** Begin Collected material **
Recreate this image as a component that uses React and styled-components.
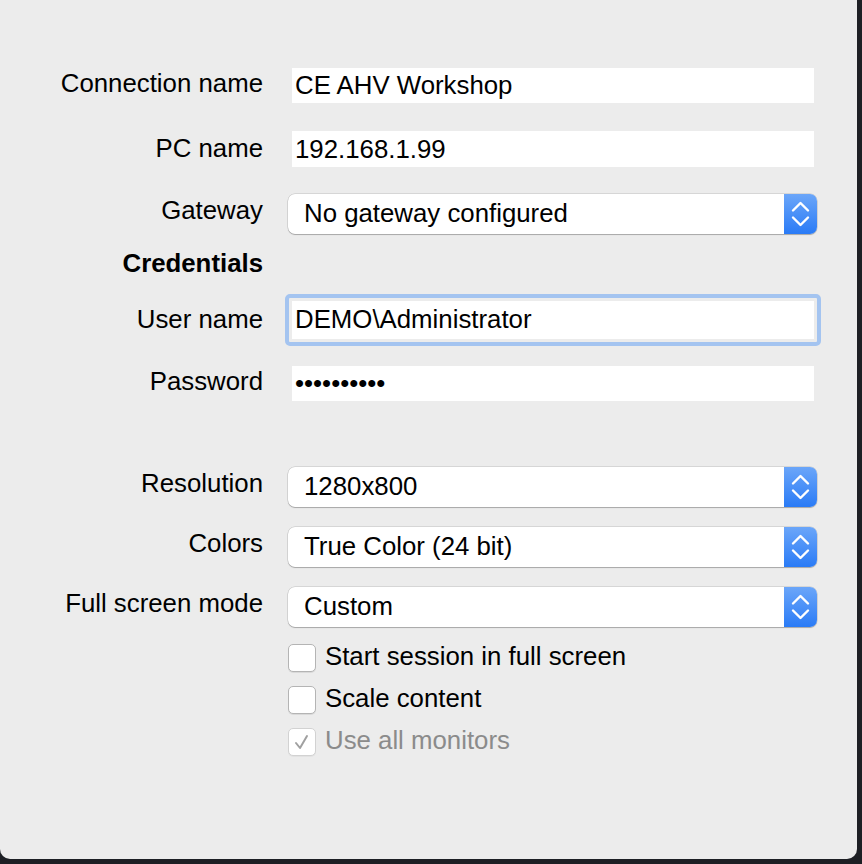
import React from "react";
import styled, { createGlobalStyle } from "styled-components";

const GlobalStyle = createGlobalStyle`
  html, body {
    margin: 0;
    padding: 0;
    background: #1d1f24;
  }
  body {
    font-family: "Liberation Sans", Arial, Helvetica, sans-serif;
  }
`;

const Panel = styled.div`
  width: 857px;
  height: 859px;
  background: #ececec;
  border-radius: 0 0 10px 10px;
  box-sizing: border-box;
  padding-top: 68px;
`;

const Row = styled.div`
  display: flex;
  align-items: flex-start;
  margin-top: ${(p) => p.$top || 0}px;
`;

const Label = styled.div`
  width: 263px;
  flex: none;
  text-align: right;
  font-size: 25.8px;
  line-height: 30px;
  color: #000;
  font-weight: ${(p) => (p.$bold ? 700 : 400)};
  margin-top: ${(p) => p.$shift || 0}px;
`;

const Field = styled.div`
  margin-left: 22px;
  width: 536px;
  display: flex;
  flex-direction: column;
`;

const TextInput = styled.input`
  display: block;
  box-sizing: border-box;
  margin: 0 7px;
  width: 522px;
  height: ${(p) => p.$h || 35}px;
  border: none;
  outline: none;
  background: #fff;
  padding: 0 0 0 3px;
  font-family: inherit;
  font-size: 25.8px;
  color: #000;
`;

const FocusRing = styled.div`
  box-sizing: border-box;
  border: 4px solid #a4c4f0;
  border-radius: 5px;
  padding: 3px;
  background: #ececec;

  ${TextInput} {
    margin: 0;
    width: 100%;
    padding-bottom: 2px;
  }
`;

const Select = styled.div`
  box-sizing: border-box;
  margin: 0 4px 0 3px;
  height: 40px;
  display: flex;
  align-items: stretch;
  background: #fff;
  border-radius: 7px;
  box-shadow: 0 0 0 0.5px rgba(0, 0, 0, 0.18), 0 1px 1px rgba(0, 0, 0, 0.22);
  overflow: hidden;
`;

const SelectValue = styled.div`
  flex: 1;
  padding-left: 16px;
  font-size: 25.8px;
  line-height: 38px;
  color: #000;
`;

const Stepper = styled.div`
  width: 33px;
  flex: none;
  background: linear-gradient(to bottom, #6ba6f9, #2a7bf6);
  display: flex;
  align-items: center;
  justify-content: center;
`;

const Check = styled.div`
  display: flex;
  align-items: center;
  margin-left: 3px;
  height: 28px;
`;

const Box = styled.span`
  box-sizing: border-box;
  width: 28px;
  height: 28px;
  flex: none;
  border-radius: 5px;
  background: #fff;
  border: 1px solid ${(p) => (p.$disabled ? "#d2d2d2" : "#b4b4b4")};
  box-shadow: 0 1px 0 rgba(0, 0, 0, ${(p) => (p.$disabled ? 0.04 : 0.08)});
  display: flex;
  align-items: center;
  justify-content: center;
  color: #9a9a9a;
`;

const CheckText = styled.span`
  margin-left: 9px;
  margin-top: -4px;
  font-size: 25.8px;
  line-height: 30px;
  color: ${(p) => (p.$disabled ? "#8b8b8b" : "#000")};
`;

const Chevrons = () => (
  <svg width="33" height="40" viewBox="0 0 33 40">
    <path
      d="M9 16.5 L16.5 9 L24 16.5 M9 23.5 L16.5 31 L24 23.5"
      fill="none"
      stroke="#fff"
      strokeWidth="2.4"
      strokeLinecap="round"
      strokeLinejoin="round"
    />
  </svg>
);

const Tick = () => (
  <svg width="20" height="20" viewBox="0 0 20 20">
    <path
      d="M4 11 L8 16 L15 4"
      fill="none"
      stroke="#a0a0a0"
      strokeWidth="2"
      strokeLinecap="round"
      strokeLinejoin="round"
    />
  </svg>
);

const Dropdown = ({ value }) => (
  <Select>
    <SelectValue>{value}</SelectValue>
    <Stepper>
      <Chevrons />
    </Stepper>
  </Select>
);

const CheckRow = ({ top, label, checked, disabled }) => (
  <Row $top={top}>
    <Label />
    <Field>
      <Check>
        <Box $disabled={disabled}>{checked && <Tick />}</Box>
        <CheckText $disabled={disabled}>{label}</CheckText>
      </Check>
    </Field>
  </Row>
);

export default function App() {
  return (
    <>
      <GlobalStyle />
      <Panel>
        <Row>
          <Label>Connection name</Label>
          <Field>
            <TextInput readOnly value="CE AHV Workshop" />
          </Field>
        </Row>
        <Row $top={28}>
          <Label $shift={2}>PC name</Label>
          <Field>
            <TextInput readOnly value="192.168.1.99" $h={36} />
          </Field>
        </Row>
        <Row $top={27}>
          <Label $shift={1}>Gateway</Label>
          <Field>
            <Dropdown value="No gateway configured" />
          </Field>
        </Row>
        <Row $top={12}>
          <Label $bold $shift={2}>Credentials</Label>
        </Row>
        <Row $top={16}>
          <Label $shift={10}>User name</Label>
          <Field>
            <FocusRing>
              <TextInput readOnly value="DEMO\Administrator" $h={38} />
            </FocusRing>
          </Field>
        </Row>
        <Row $top={20}>
          <Label>Password</Label>
          <Field>
            <TextInput readOnly value="••••••••••" />
          </Field>
        </Row>
        <Row $top={66}>
          <Label $shift={1}>Resolution</Label>
          <Field>
            <Dropdown value="1280x800" />
          </Field>
        </Row>
        <Row $top={20}>
          <Label $shift={1}>Colors</Label>
          <Field>
            <Dropdown value="True Color (24 bit)" />
          </Field>
        </Row>
        <Row $top={20}>
          <Label $shift={1}>Full screen mode</Label>
          <Field>
            <Dropdown value="Custom" />
          </Field>
        </Row>
        <CheckRow top={17} label="Start session in full screen" />
        <CheckRow top={14} label="Scale content" />
        <CheckRow top={14} label="Use all monitors" checked disabled />
      </Panel>
    </>
  );
}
** End Collected material **
=== The exercise ===
Print the complete listing exactly, apart from any pictures.

=== Problem solution ===
Recreate this image as a component that uses React and styled-components.
import React from "react";
import styled, { createGlobalStyle } from "styled-components";

const GlobalStyle = createGlobalStyle`
  html, body {
    margin: 0;
    padding: 0;
    background: #1d1f24;
  }
  body {
    font-family: "Liberation Sans", Arial, Helvetica, sans-serif;
  }
`;

const Panel = styled.div`
  width: 857px;
  height: 859px;
  background: #ececec;
  border-radius: 0 0 10px 10px;
  box-sizing: border-box;
  padding-top: 68px;
`;

const Row = styled.div`
  display: flex;
  align-items: flex-start;
  margin-top: ${(p) => p.$top || 0}px;
`;

const Label = styled.div`
  width: 263px;
  flex: none;
  text-align: right;
  font-size: 25.8px;
  line-height: 30px;
  color: #000;
  font-weight: ${(p) => (p.$bold ? 700 : 400)};
  margin-top: ${(p) => p.$shift || 0}px;
`;

const Field = styled.div`
  margin-left: 22px;
  width: 536px;
  display: flex;
  flex-direction: column;
`;

const TextInput = styled.input`
  display: block;
  box-sizing: border-box;
  margin: 0 7px;
  width: 522px;
  height: ${(p) => p.$h || 35}px;
  border: none;
  outline: none;
  background: #fff;
  padding: 0 0 0 3px;
  font-family: inherit;
  font-size: 25.8px;
  color: #000;
`;

const FocusRing = styled.div`
  box-sizing: border-box;
  border: 4px solid #a4c4f0;
  border-radius: 5px;
  padding: 3px;
  background: #ececec;

  ${TextInput} {
    margin: 0;
    width: 100%;
    padding-bottom: 2px;
  }
`;

const Select = styled.div`
  box-sizing: border-box;
  margin: 0 4px 0 3px;
  height: 40px;
  display: flex;
  align-items: stretch;
  background: #fff;
  border-radius: 7px;
  box-shadow: 0 0 0 0.5px rgba(0, 0, 0, 0.18), 0 1px 1px rgba(0, 0, 0, 0.22);
  overflow: hidden;
`;

const SelectValue = styled.div`
  flex: 1;
  padding-left: 16px;
  font-size: 25.8px;
  line-height: 38px;
  color: #000;
`;

const Stepper = styled.div`
  width: 33px;
  flex: none;
  background: linear-gradient(to bottom, #6ba6f9, #2a7bf6);
  display: flex;
  align-items: center;
  justify-content: center;
`;

const Check = styled.div`
  display: flex;
  align-items: center;
  margin-left: 3px;
  height: 28px;
`;

const Box = styled.span`
  box-sizing: border-box;
  width: 28px;
  height: 28px;
  flex: none;
  border-radius: 5px;
  background: #fff;
  border: 1px solid ${(p) => (p.$disabled ? "#d2d2d2" : "#b4b4b4")};
  box-shadow: 0 1px 0 rgba(0, 0, 0, ${(p) => (p.$disabled ? 0.04 : 0.08)});
  display: flex;
  align-items: center;
  justify-content: center;
  color: #9a9a9a;
`;

const CheckText = styled.span`
  margin-left: 9px;
  margin-top: -4px;
  font-size: 25.8px;
  line-height: 30px;
  color: ${(p) => (p.$disabled ? "#8b8b8b" : "#000")};
`;

const Chevrons = () => (
  <svg width="33" height="40" viewBox="0 0 33 40">
    <path
      d="M9 16.5 L16.5 9 L24 16.5 M9 23.5 L16.5 31 L24 23.5"
      fill="none"
      stroke="#fff"
      strokeWidth="2.4"
      strokeLinecap="round"
      strokeLinejoin="round"
    />
  </svg>
);

const Tick = () => (
  <svg width="20" height="20" viewBox="0 0 20 20">
    <path
      d="M4 11 L8 16 L15 4"
      fill="none"
      stroke="#a0a0a0"
      strokeWidth="2"
      strokeLinecap="round"
      strokeLinejoin="round"
    />
  </svg>
);

const Dropdown = ({ value }) => (
  <Select>
    <SelectValue>{value}</SelectValue>
    <Stepper>
      <Chevrons />
    </Stepper>
  </Select>
);

const CheckRow = ({ top, label, checked, disabled }) => (
  <Row $top={top}>
    <Label />
    <Field>
      <Check>
        <Box $disabled={disabled}>{checked && <Tick />}</Box>
        <CheckText $disabled={disabled}>{label}</CheckText>
      </Check>
    </Field>
  </Row>
);

export default function App() {
  return (
    <>
      <GlobalStyle />
      <Panel>
        <Row>
          <Label>Connection name</Label>
          <Field>
            <TextInput readOnly value="CE AHV Workshop" />
          </Field>
        </Row>
        <Row $top={28}>
          <Label $shift={2}>PC name</Label>
          <Field>
            <TextInput readOnly value="192.168.1.99" $h={36} />
          </Field>
        </Row>
        <Row $top={27}>
          <Label $shift={1}>Gateway</Label>
          <Field>
            <Dropdown value="No gateway configured" />
          </Field>
        </Row>
        <Row $top={12}>
          <Label $bold $shift={2}>Credentials</Label>
        </Row>
        <Row $top={16}>
          <Label $shift={10}>User name</Label>
          <Field>
            <FocusRing>
              <TextInput readOnly value="DEMO\Administrator" $h={38} />
            </FocusRing>
          </Field>
        </Row>
        <Row $top={20}>
          <Label>Password</Label>
          <Field>
            <TextInput readOnly value="••••••••••" />
          </Field>
        </Row>
        <Row $top={66}>
          <Label $shift={1}>Resolution</Label>
          <Field>
            <Dropdown value="1280x800" />
          </Field>
        </Row>
        <Row $top={20}>
          <Label $shift={1}>Colors</Label>
          <Field>
            <Dropdown value="True Color (24 bit)" />
          </Field>
        </Row>
        <Row $top={20}>
          <Label $shift={1}>Full screen mode</Label>
          <Field>
            <Dropdown value="Custom" />
          </Field>
        </Row>
        <CheckRow top={17} label="Start session in full screen" />
        <CheckRow top={14} label="Scale content" />
        <CheckRow top={14} label="Use all monitors" checked disabled />
      </Panel>
    </>
  );
}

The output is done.